COAN HALL

When John Mottrom came to the Indian district of Chicacoan to live, it must have been like the Garden of Eden. The river was there; the trees that were pleasant to the sight, and good for food; the beast of the field and the fowl of the air. Except for the Indian clearings along the margin of the river it was new, untouched and as it was in the beginning.

Mottrom chose a site for his house on the east bank of the Coan, and like all early Virginia settlers he knew how to select the spot. Springs were numerous in this region so that it was not necessary to dig a well.
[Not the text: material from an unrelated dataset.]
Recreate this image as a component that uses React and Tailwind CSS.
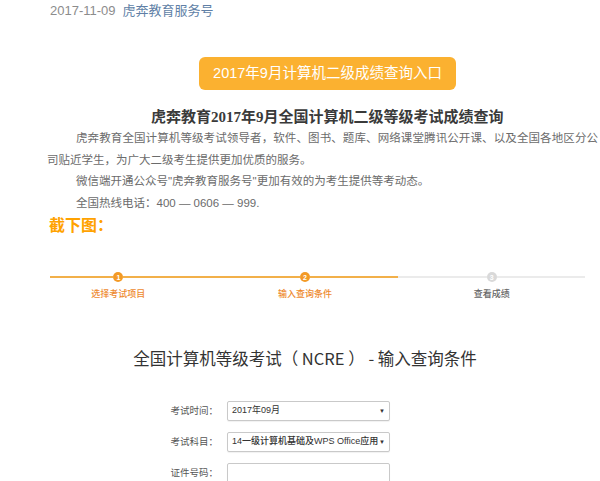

And how did he go about building a house in this wilderness, so far from any place where skilled labor, tools and bricks, glass and nails could be obtained? No records to answer this question have been uncovered to this date. Perhaps, he brought indentured servants and a few crude tools with him in the shallop.

What kind of a house did he build? It is fairly certain that he did not build a log cabin, even for a temporary shelter.
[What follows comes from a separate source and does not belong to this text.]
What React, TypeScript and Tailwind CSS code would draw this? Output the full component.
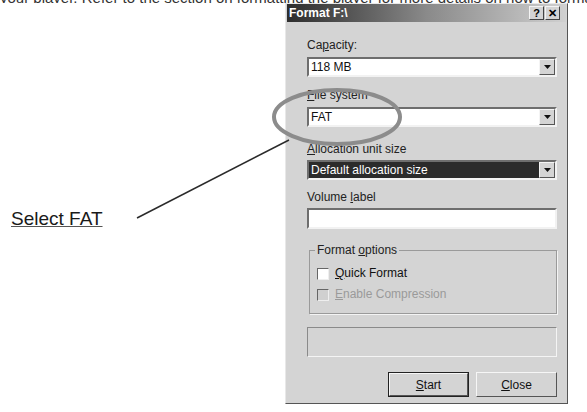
import React from 'react';

const font = { fontFamily: '"Liberation Sans", Arial, sans-serif' };

// Sunken 3D field edge used by combo boxes and text inputs
const sunken = 'border-2 border-t-[#6e6e6e] border-l-[#6e6e6e] border-b-[#f2f2f2] border-r-[#f2f2f2]';

const DropArrow: React.FC = () => (
    <div className="w-[16px] h-full bg-[#d4d4d4] border border-t-[#f4f4f4] border-l-[#f4f4f4] border-b-[#555] border-r-[#555] flex items-center justify-center">
        <svg width="7" height="4" viewBox="0 0 7 4">
            <polygon points="0,0 7,0 3.5,4" fill="#111" />
        </svg>
    </div>
);

interface ComboProps {
    value: string;
    selected?: boolean;
}

const Combo: React.FC<ComboProps> = ({ value, selected }) => (
    <div className={`h-[20px] w-[250px] bg-white flex ${sunken}`}>
        <div className={`flex-1 flex items-center px-[2px] text-[12px] ${selected ? 'bg-[#2b2b2b] text-white' : 'text-[#111]'}`}>
            {value}
        </div>
        <DropArrow />
    </div>
);

const Label: React.FC<{ children: React.ReactNode }> = ({ children }) => (
    <div className="text-[12px] text-[#222] leading-[13px]">{children}</div>
);

const Checkbox: React.FC<{ label: React.ReactNode; disabled?: boolean }> = ({ label, disabled }) => (
    <div className="flex items-center gap-[6px] leading-[13px]">
        <div className={`w-[12px] h-[12px] ${disabled ? 'bg-[#d0d0d0]' : 'bg-white'} border border-t-[#666] border-l-[#666] border-b-[#eee] border-r-[#eee]`} />
        <span className={`text-[12px] ${disabled ? 'text-[#9a9a9a]' : 'text-[#111]'}`}>{label}</span>
    </div>
);

const DlgButton: React.FC<{ children: React.ReactNode; isDefault?: boolean }> = ({ children, isDefault }) => (
    <div className={`w-[81px] h-[25px] ${isDefault ? 'border border-[#222]' : ''}`}>
        <div className="w-full h-full bg-[#d4d4d4] border border-t-[#f6f6f6] border-l-[#f6f6f6] border-b-[#555] border-r-[#555] flex items-center justify-center text-[12px] text-[#111]">
            {children}
        </div>
    </div>
);

const FormatDialog: React.FC = () => (
    <div className="w-[283px] h-[401px] bg-[#d4d4d4] border border-l-[#e8e8e8] border-t-[#e8e8e8] border-r-[#555] border-b-[#555] flex flex-col">
        {/* caption bar */}
        <div className="h-[18px] mx-[1px] mt-[0px] bg-gradient-to-r from-[#2e2e2e] via-[#8a8a8a] to-[#d0d0d0] flex items-center pl-[2px] pr-[6px]">
            <span className="text-white font-bold text-[12px] flex-1">Format F:\</span>
            <div className="flex">
                <div className="w-[15px] h-[14px] bg-[#d4d4d4] border border-t-[#f4f4f4] border-l-[#f4f4f4] border-b-[#444] border-r-[#444] flex items-center justify-center text-[11px] font-bold leading-none">?</div>
                <div className="w-[15px] h-[14px] ml-[1px] bg-[#d4d4d4] border border-t-[#f4f4f4] border-l-[#f4f4f4] border-b-[#444] border-r-[#444] flex items-center justify-center text-[11px] font-bold leading-none">✕</div>
            </div>
        </div>

        <div className="pl-[21px] pt-[17px] flex flex-col">
            <Label>Ca<span className="underline">p</span>acity:</Label>
            <div className="mt-[5px]"><Combo value="118 MB" /></div>

            <div className="mt-[12px]"><Label><span className="underline">F</span>ile system</Label></div>
            <div className="mt-[5px]"><Combo value="FAT" /></div>

            <div className="mt-[16px]"><Label><span className="underline">A</span>llocation unit size</Label></div>
            <div className="mt-[4px]"><Combo value="Default allocation size" selected /></div>

            <div className="mt-[11px]"><Label>Volume <span className="underline">l</span>abel</Label></div>
            <div className="mt-[4px] h-[21px] w-[250px] bg-white border-2 border-t-[#6e6e6e] border-l-[#6e6e6e] border-b-[#f2f2f2] border-r-[#f2f2f2]" />

            {/* options group */}
            <div className="mt-[21px] ml-[2px] w-[248px] h-[64px] border border-[#9a9a9a] shadow-[1px_1px_0_#f4f4f4] relative pt-[16px] pl-[7px] flex flex-col gap-[8px]">
                <span className="absolute -top-[8px] left-[5px] px-[2px] bg-[#d4d4d4] text-[12px] leading-[14px] text-[#222]">
                    Format <span className="underline">o</span>ptions
                </span>
                <Checkbox label={<><span className="underline">Q</span>uick Format</>} />
                <Checkbox label={<><span className="underline">E</span>nable Compression</>} disabled />
            </div>

            {/* progress well */}
            <div className="mt-[13px] w-[250px] h-[30px] border border-t-[#8a8a8a] border-l-[#8a8a8a] border-b-[#f4f4f4] border-r-[#f4f4f4]" />

            <div className="mt-[15px] w-[250px] flex justify-end gap-[7px]">
                <DlgButton isDefault><span className="underline">S</span>tart</DlgButton>
                <DlgButton><span className="underline">C</span>lose</DlgButton>
            </div>
        </div>
    </div>
);

export default function App() {
    return (
        <div className="w-[587px] h-[412px] bg-white relative overflow-hidden" style={font}>
            {/* bottom of the paragraph line above, cut off by the page edge */}
            <div className="h-[3px] overflow-hidden">
                <div className="-mt-[10px] text-[15px] leading-[15px] text-[#333] whitespace-nowrap">
                    your player. Refer to the section on formatting the player for more details on how to format it.
                </div>
            </div>

            <div className="flex">
                <div className="w-[285px] pl-[11px] pt-[202px]">
                    <span className="text-[19px] text-[#1a1a1a] underline decoration-[#555]">Select FAT</span>
                </div>
                <FormatDialog />
            </div>

            {/* callout ring and pointer line */}
            <svg className="absolute inset-0 pointer-events-none" width="587" height="412">
                <ellipse cx="337" cy="117" rx="63" ry="27" fill="none" stroke="#8c8c8c" strokeWidth="4" />
                <line x1="137" y1="218" x2="289" y2="140" stroke="#2a2a2a" strokeWidth="1.5" />
            </svg>
        </div>
    );
}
In the seventeenth century the English settlers in Virginia built log forts, log prisons and log garrison houses but they were of "logs hewn square," and they were built in the traditional Old World manner.
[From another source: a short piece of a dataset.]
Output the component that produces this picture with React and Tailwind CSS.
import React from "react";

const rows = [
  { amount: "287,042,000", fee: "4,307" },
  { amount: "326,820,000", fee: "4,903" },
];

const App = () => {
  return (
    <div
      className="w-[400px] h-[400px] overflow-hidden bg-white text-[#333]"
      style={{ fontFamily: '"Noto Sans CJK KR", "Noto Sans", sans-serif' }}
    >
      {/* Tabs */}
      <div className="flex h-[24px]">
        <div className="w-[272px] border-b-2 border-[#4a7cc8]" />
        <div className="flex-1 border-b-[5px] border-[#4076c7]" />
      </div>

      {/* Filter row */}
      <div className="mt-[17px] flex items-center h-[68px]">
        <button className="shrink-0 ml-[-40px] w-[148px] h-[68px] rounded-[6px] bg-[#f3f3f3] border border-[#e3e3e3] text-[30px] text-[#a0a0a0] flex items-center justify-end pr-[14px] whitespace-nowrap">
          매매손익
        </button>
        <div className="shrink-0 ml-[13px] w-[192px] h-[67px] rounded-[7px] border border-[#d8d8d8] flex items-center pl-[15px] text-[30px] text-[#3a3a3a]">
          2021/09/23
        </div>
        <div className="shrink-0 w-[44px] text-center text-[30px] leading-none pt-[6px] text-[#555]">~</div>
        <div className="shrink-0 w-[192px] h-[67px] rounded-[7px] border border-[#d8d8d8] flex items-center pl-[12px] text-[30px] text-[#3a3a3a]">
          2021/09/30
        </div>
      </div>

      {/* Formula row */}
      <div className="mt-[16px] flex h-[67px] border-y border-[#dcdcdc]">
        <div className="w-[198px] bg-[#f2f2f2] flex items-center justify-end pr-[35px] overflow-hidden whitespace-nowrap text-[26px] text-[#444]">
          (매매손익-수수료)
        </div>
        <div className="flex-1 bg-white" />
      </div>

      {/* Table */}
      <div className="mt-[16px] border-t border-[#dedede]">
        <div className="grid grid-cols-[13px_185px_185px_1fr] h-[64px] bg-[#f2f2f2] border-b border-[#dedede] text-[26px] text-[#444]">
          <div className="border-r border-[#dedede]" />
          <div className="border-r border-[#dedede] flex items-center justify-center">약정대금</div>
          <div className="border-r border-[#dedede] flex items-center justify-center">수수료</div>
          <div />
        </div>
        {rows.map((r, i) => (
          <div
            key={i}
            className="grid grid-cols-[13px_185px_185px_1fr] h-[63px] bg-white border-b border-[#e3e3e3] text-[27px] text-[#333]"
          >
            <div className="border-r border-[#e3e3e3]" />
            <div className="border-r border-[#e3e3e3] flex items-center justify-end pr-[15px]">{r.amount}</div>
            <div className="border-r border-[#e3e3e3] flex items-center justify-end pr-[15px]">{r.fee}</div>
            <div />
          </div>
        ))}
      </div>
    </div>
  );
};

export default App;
These early settlers mentioned living in cottages, huts and frame cabins but, so far as is known, they never said that they lived in log cabins. The American-type log cabin is believed to have developed later and in another part of the country.

Mottrom and his men may have erected temporary shelters of saplings, boughs and bark, similar to the Indian houses.

If wood was cut from the forest for his permanent home, time was needed. Locust for sills, oak for framing, heart pine and cedar were at hand, but green lumber had to be seasoned.

Mottrom may have made several trips to Jamestown or Maryland for artisans and building supplies before his new home was completed. Meanwhile, he may have brought his family to live in one of the temporary shelters.